## START ENTRIES SUPPLIED
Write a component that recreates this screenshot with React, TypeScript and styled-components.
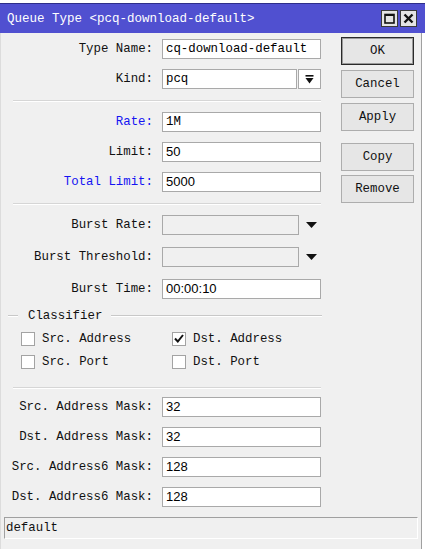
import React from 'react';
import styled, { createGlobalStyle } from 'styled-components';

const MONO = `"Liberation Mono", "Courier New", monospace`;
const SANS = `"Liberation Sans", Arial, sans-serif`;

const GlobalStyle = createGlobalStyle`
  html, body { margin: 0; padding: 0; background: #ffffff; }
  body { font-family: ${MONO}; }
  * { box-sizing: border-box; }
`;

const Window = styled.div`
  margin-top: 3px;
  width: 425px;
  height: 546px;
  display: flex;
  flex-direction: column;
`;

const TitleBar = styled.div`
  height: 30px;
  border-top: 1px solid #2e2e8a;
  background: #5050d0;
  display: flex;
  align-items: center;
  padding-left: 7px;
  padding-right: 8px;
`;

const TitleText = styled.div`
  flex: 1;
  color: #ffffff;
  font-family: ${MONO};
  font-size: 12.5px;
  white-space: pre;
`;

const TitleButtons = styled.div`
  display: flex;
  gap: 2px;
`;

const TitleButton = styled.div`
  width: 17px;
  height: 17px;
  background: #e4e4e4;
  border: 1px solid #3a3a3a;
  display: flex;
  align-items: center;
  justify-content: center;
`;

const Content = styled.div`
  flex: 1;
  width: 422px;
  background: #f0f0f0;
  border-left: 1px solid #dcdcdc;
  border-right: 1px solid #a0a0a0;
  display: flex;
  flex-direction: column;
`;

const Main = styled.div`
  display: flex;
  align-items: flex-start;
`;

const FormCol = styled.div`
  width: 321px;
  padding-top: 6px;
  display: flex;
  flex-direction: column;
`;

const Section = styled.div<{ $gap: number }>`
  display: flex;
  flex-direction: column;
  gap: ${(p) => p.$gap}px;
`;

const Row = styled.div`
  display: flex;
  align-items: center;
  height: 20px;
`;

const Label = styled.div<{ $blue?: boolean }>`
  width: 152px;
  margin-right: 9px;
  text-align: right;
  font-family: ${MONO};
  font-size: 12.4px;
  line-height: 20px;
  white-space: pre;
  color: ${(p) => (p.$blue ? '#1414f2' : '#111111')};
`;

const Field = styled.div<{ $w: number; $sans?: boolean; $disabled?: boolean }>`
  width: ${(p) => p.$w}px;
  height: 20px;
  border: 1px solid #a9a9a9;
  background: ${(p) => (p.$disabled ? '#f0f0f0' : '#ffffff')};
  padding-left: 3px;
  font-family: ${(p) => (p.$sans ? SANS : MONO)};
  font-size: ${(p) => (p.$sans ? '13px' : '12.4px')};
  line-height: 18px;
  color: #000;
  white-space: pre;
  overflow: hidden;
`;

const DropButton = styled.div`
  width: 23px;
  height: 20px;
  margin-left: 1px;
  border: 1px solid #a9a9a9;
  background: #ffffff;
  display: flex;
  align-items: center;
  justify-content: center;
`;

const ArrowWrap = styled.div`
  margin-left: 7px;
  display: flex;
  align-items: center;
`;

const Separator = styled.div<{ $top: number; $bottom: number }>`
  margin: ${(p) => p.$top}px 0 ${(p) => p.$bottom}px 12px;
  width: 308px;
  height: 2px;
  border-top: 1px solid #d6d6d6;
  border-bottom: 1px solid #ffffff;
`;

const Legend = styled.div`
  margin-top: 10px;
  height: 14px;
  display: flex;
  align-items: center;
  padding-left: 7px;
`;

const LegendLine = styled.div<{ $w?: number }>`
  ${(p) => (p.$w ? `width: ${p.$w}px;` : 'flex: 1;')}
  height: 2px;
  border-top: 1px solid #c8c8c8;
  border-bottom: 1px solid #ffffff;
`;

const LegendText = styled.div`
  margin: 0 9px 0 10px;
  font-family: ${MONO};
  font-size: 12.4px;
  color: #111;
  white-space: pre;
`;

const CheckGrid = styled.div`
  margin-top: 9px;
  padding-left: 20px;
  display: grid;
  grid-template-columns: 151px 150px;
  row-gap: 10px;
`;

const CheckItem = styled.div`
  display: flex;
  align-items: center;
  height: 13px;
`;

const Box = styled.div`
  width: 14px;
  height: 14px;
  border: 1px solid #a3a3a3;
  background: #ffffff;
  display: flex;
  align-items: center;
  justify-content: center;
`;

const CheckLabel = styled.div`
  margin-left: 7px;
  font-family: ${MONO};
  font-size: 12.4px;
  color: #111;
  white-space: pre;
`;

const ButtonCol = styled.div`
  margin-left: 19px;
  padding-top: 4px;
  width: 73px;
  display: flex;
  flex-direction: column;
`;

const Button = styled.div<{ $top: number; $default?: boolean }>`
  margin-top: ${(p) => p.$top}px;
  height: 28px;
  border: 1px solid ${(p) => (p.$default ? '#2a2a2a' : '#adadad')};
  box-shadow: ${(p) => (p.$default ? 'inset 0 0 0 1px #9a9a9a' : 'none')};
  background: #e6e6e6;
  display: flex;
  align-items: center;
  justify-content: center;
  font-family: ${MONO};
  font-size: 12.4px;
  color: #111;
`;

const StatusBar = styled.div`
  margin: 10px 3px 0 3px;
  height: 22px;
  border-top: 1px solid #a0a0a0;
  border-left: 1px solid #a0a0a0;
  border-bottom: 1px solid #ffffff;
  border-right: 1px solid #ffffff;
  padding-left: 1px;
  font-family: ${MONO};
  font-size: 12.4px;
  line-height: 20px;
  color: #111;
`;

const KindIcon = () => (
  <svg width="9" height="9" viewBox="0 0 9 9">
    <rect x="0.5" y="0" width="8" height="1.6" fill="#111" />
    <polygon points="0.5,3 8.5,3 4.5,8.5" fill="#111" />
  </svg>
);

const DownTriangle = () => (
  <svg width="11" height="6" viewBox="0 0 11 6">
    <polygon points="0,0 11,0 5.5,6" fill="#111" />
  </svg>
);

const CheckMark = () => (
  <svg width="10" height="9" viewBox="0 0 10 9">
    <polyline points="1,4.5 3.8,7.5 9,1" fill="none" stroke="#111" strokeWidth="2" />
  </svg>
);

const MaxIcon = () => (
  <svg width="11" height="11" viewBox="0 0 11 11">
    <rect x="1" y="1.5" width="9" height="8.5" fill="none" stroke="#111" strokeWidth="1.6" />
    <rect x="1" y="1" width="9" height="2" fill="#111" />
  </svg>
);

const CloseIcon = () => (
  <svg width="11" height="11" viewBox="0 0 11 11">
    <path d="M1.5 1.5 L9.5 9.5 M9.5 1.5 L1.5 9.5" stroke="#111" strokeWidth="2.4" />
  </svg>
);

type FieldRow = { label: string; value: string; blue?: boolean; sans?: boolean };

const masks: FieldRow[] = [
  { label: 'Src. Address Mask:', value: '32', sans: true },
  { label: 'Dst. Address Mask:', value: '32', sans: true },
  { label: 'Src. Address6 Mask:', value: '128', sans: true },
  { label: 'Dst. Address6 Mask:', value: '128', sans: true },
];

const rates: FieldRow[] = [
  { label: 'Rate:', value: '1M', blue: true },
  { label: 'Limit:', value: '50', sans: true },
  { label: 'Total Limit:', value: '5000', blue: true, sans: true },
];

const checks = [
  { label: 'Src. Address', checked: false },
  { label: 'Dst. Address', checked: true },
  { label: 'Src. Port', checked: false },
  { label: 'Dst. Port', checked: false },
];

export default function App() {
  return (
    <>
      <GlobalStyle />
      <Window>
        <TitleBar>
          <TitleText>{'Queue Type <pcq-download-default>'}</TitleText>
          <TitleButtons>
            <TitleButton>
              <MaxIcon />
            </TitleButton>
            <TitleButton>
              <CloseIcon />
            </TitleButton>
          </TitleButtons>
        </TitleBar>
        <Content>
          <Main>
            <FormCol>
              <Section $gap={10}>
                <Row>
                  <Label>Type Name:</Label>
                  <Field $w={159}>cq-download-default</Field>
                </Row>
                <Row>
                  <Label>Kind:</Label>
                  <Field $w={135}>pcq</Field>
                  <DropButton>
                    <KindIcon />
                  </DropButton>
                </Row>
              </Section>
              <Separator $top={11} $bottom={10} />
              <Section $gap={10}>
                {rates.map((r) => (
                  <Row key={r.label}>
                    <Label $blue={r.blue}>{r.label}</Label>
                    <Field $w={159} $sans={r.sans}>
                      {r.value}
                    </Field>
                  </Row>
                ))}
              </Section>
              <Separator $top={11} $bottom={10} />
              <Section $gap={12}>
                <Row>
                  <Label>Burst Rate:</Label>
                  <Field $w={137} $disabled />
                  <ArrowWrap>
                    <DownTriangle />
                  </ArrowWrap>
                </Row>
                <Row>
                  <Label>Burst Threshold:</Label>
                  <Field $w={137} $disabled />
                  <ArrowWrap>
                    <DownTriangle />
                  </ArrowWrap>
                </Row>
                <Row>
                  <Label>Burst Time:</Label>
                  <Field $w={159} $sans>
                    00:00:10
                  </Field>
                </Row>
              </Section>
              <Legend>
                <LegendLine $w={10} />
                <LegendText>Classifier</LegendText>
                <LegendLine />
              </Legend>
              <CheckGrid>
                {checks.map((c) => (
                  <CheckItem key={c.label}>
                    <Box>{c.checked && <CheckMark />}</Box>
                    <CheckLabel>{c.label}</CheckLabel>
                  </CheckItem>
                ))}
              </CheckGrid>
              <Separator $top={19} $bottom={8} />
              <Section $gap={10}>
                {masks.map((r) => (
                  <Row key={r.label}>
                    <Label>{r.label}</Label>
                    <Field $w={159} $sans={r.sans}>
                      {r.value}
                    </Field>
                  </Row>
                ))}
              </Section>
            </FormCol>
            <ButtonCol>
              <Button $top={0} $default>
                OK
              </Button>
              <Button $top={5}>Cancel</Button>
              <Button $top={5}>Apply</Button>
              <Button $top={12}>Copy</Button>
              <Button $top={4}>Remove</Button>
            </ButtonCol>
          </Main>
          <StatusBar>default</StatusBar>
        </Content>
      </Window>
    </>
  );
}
## END ENTRIES SUPPLIED
## START ENTRIES SUPPLIED
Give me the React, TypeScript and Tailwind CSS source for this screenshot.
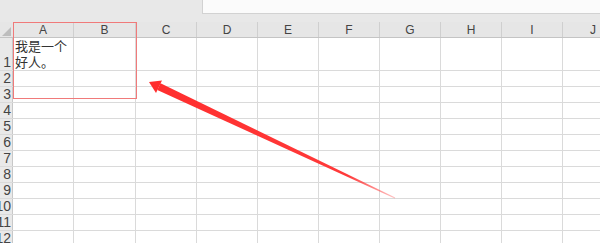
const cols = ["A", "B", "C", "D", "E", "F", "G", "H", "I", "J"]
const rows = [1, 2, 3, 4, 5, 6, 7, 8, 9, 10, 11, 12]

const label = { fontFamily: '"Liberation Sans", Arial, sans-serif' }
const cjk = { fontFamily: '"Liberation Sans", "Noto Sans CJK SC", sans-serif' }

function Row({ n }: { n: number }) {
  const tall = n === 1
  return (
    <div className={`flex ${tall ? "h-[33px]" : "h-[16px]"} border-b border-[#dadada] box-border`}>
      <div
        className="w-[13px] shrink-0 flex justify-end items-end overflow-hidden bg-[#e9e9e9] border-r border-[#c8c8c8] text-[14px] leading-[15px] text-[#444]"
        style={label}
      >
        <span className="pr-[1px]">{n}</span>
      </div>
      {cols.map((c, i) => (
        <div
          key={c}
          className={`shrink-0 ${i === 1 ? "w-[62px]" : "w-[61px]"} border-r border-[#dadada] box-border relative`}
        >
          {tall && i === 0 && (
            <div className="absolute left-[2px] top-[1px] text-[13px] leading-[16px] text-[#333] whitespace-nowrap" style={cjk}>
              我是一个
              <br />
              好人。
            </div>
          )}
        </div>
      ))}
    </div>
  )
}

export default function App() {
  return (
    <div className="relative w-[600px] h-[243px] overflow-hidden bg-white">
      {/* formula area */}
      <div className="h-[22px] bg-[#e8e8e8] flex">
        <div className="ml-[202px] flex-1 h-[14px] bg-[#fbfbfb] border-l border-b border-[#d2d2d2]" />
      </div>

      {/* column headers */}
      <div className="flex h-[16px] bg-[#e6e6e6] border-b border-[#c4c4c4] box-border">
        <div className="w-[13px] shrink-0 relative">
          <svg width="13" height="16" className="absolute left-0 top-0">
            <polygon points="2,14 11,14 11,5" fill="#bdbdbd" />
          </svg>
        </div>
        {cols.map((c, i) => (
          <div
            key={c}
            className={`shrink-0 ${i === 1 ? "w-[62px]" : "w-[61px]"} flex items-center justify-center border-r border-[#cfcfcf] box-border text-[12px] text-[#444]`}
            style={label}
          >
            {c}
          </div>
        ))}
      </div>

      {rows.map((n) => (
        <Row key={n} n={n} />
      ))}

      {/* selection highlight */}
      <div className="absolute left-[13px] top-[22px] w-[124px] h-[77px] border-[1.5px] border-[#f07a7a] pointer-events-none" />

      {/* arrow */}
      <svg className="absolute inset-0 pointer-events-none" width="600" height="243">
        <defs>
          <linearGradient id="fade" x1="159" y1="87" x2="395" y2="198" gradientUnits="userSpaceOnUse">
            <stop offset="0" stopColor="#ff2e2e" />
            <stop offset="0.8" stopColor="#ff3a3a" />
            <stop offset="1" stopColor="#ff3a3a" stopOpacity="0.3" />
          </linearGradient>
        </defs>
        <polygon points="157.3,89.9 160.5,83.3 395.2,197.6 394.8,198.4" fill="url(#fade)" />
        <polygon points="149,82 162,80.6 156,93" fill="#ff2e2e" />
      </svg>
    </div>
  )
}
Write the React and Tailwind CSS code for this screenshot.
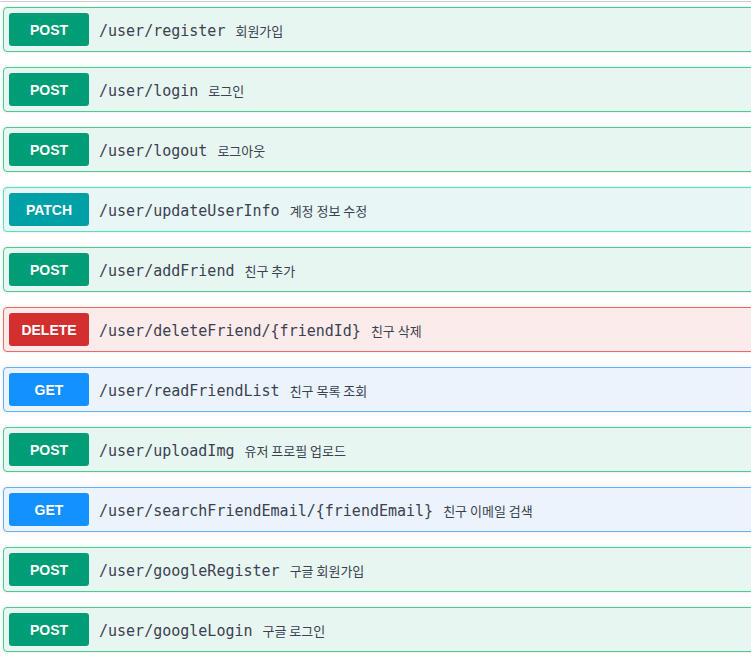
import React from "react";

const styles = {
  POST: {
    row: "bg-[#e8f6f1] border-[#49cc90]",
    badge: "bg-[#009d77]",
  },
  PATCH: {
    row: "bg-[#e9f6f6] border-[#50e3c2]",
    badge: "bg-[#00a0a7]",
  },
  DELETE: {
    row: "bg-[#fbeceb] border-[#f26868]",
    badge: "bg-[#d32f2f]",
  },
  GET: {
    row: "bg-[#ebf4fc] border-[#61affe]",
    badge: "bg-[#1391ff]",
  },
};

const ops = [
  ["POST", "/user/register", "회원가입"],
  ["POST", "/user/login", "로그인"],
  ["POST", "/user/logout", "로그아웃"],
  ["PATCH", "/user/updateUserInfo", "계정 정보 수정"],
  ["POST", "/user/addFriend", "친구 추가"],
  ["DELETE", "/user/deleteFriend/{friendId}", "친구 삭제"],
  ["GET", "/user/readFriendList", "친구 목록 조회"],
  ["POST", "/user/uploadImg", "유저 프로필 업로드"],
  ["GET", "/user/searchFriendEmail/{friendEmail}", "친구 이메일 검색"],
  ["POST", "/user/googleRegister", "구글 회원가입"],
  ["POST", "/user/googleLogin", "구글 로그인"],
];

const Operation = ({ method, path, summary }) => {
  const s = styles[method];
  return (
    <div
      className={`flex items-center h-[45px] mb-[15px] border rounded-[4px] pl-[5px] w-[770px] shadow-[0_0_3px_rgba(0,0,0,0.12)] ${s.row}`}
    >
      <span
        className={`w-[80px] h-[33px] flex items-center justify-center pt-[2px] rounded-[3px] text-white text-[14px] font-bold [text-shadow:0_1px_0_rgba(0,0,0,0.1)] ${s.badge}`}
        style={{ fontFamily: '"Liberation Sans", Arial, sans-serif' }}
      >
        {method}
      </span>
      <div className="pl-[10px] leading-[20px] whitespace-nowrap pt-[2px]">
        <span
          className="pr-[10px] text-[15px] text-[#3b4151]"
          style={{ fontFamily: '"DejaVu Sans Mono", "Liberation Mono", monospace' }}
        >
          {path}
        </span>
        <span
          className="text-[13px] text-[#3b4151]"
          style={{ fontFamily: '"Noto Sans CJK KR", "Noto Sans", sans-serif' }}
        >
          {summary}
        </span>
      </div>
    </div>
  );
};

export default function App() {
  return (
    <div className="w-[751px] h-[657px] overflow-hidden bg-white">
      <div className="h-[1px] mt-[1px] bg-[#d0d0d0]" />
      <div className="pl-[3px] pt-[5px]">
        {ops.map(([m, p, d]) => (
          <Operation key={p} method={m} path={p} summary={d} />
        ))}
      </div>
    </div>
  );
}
## END ENTRIES SUPPLIED
GIVEN TASK: From the records above, report the count of lines containing "components" and nothing more.

SOLUTION FOR THIS TASK: 2